- What is needed: Keep every line where the word "components" appears; drop the rest.

--- begin ---

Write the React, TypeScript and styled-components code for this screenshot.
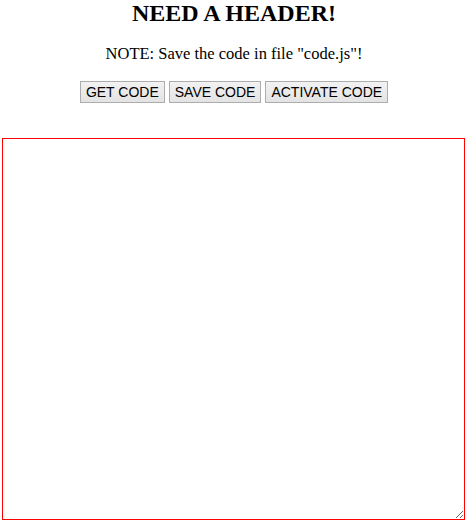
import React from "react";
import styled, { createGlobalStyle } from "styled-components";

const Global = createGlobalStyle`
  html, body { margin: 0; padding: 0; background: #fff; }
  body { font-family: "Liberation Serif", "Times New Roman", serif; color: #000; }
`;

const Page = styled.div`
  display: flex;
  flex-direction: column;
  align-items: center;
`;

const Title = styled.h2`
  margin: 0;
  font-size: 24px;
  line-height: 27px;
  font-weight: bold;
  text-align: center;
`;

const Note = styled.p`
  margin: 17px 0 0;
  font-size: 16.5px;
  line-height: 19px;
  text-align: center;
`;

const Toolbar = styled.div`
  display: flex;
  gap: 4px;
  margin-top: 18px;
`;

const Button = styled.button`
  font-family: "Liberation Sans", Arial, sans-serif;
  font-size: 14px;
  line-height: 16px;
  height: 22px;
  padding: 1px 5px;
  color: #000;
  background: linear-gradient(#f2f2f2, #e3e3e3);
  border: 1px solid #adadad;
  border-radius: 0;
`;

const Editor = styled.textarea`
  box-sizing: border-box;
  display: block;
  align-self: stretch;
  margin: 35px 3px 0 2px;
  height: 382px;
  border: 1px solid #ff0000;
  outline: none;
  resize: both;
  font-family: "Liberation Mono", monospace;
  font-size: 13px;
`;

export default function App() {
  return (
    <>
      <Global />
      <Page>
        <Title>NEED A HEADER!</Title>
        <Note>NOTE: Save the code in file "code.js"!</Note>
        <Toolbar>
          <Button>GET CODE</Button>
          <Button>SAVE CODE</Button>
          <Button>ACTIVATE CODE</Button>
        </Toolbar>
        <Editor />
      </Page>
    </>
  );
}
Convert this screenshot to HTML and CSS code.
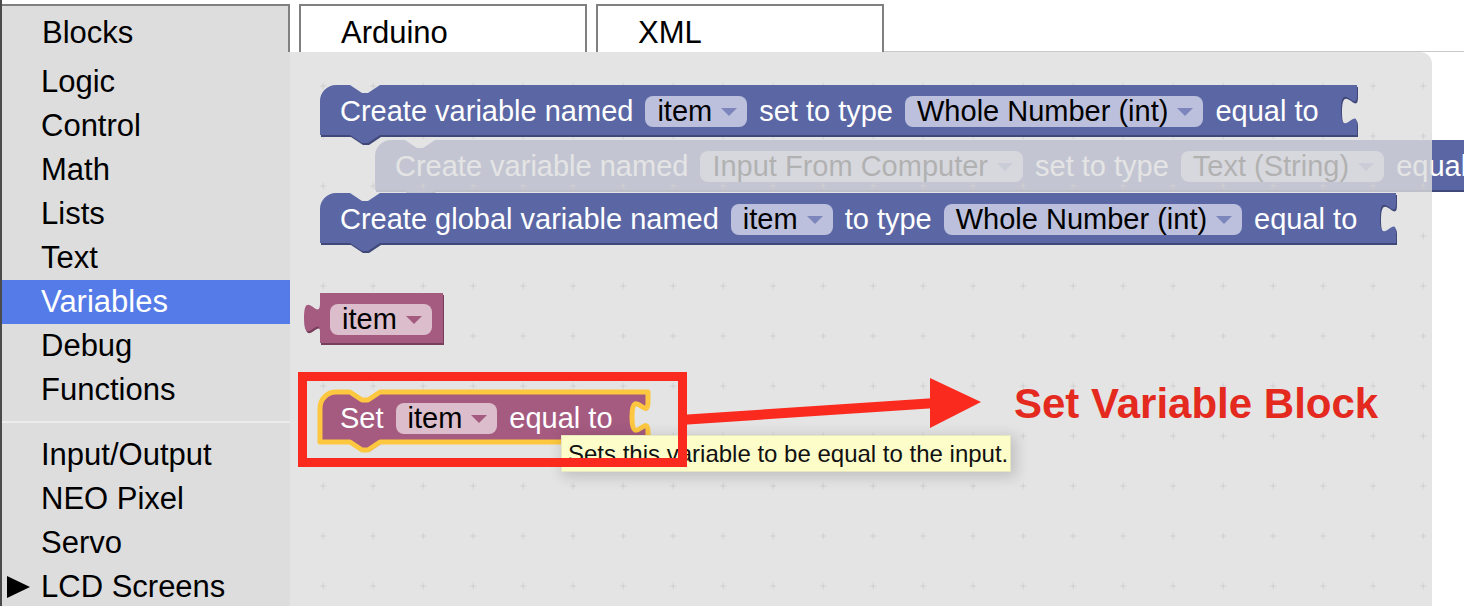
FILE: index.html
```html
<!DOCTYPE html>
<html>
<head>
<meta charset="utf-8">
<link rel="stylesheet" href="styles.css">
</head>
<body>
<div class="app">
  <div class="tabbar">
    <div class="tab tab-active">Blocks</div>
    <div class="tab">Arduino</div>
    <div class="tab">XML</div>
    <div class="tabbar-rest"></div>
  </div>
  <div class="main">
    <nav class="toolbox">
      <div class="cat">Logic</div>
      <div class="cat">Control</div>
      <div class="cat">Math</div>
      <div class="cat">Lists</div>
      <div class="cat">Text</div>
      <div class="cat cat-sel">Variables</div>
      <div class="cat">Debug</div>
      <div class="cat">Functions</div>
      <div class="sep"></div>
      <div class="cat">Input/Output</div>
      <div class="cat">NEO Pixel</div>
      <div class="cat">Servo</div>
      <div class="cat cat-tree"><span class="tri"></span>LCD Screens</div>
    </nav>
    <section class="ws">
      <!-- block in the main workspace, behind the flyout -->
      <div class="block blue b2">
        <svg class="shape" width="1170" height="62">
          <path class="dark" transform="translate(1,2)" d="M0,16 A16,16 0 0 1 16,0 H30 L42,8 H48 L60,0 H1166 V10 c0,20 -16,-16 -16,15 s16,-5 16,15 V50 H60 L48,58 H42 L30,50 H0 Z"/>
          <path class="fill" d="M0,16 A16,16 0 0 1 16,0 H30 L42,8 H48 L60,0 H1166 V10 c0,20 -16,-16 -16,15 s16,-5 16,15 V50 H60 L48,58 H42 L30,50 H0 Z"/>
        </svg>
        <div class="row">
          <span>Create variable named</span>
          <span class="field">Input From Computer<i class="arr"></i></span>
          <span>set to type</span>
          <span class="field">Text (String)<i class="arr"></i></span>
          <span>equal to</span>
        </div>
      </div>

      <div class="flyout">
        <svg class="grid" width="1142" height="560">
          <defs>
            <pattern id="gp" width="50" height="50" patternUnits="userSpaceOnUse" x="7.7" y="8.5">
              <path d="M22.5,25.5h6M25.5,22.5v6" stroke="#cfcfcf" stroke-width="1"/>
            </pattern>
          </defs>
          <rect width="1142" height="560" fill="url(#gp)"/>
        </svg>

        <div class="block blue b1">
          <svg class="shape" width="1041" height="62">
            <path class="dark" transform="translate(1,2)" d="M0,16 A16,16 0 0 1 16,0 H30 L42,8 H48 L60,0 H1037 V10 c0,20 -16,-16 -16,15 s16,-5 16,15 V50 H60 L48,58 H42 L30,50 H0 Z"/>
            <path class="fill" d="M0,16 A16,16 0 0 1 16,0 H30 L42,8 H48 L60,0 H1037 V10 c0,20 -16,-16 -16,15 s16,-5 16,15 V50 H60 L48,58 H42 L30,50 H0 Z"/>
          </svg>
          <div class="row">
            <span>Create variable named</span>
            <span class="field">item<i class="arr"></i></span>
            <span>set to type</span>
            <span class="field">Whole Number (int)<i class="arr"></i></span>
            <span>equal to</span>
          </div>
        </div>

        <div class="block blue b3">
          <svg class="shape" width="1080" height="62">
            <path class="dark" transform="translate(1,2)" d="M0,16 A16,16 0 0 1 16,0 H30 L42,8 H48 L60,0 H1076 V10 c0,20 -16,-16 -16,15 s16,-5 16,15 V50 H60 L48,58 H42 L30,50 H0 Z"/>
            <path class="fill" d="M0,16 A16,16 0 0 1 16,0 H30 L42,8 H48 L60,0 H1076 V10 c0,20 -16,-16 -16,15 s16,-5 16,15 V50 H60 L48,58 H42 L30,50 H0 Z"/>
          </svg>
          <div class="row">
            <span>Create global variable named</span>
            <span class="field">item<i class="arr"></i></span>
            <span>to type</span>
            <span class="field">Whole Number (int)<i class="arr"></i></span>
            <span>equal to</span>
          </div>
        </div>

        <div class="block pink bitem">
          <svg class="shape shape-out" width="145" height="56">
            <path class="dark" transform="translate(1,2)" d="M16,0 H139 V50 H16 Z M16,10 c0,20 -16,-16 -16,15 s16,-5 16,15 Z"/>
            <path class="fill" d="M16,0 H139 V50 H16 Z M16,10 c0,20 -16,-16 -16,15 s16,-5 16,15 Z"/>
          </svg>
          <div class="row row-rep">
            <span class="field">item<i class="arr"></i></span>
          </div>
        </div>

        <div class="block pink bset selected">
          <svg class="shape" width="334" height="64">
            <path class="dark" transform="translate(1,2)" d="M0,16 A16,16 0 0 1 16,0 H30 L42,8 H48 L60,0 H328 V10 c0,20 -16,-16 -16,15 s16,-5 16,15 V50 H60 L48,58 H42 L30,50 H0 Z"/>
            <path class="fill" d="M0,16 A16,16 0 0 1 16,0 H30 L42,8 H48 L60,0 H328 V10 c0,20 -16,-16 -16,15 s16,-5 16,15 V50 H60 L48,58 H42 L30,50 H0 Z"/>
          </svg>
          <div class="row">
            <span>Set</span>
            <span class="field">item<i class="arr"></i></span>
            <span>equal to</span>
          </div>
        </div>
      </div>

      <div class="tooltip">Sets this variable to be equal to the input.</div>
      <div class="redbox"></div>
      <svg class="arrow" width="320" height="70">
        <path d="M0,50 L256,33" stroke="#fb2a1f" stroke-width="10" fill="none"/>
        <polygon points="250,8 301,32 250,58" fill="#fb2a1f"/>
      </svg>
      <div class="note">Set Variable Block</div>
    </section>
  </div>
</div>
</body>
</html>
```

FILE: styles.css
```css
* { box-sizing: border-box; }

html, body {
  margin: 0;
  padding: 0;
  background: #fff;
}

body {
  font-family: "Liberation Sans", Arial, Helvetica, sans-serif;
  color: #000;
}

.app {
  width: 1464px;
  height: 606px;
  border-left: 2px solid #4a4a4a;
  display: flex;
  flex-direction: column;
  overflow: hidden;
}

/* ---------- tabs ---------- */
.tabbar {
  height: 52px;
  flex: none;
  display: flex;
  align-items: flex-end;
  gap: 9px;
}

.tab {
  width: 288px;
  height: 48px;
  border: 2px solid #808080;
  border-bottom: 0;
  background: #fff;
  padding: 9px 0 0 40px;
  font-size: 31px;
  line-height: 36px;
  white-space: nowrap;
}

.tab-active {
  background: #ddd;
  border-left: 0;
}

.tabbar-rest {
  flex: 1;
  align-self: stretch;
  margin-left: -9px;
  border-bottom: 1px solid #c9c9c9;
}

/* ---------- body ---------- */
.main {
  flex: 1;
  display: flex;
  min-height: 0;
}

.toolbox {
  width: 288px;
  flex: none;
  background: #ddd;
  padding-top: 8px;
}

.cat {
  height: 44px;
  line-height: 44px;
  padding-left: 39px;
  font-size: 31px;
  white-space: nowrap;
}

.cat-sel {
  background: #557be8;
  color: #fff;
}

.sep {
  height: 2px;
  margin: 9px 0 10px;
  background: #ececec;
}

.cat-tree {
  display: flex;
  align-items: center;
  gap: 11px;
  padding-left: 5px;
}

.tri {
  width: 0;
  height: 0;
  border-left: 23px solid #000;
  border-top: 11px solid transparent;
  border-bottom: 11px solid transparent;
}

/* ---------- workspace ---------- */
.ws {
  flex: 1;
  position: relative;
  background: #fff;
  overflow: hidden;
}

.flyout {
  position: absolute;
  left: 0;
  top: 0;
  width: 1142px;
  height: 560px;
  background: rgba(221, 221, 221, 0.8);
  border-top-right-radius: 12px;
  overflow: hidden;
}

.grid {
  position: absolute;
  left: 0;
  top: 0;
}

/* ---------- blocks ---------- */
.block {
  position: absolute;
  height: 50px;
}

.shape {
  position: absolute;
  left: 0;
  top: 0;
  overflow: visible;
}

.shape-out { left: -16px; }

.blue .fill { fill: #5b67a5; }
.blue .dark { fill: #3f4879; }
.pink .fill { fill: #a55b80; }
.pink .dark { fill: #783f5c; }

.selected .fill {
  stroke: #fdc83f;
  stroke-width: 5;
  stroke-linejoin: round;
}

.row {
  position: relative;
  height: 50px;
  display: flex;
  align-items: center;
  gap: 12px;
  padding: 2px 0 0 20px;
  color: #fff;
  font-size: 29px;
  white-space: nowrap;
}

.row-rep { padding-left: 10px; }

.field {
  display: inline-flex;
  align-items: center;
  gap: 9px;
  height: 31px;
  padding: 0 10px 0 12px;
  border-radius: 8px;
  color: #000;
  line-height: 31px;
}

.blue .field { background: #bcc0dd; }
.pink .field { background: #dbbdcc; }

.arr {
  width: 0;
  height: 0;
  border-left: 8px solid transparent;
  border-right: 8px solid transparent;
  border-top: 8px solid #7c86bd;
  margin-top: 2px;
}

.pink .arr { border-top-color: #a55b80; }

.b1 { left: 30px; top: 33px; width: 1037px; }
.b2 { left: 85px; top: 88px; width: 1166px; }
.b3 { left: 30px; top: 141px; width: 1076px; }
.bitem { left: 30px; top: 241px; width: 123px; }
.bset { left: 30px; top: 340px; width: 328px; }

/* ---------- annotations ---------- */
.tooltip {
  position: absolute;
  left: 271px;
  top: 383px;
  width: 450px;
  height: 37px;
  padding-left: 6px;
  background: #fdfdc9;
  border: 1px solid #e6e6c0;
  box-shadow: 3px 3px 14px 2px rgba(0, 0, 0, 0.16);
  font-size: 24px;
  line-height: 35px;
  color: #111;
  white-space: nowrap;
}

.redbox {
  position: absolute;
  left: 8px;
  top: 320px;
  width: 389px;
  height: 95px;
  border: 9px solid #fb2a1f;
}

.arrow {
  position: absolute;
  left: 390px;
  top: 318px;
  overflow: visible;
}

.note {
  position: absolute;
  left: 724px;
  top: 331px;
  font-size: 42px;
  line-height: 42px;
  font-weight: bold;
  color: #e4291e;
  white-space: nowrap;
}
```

--- end ---

- Answer in full:
Write the React, TypeScript and styled-components code for this screenshot.
import styled, { createGlobalStyle } from "styled-components";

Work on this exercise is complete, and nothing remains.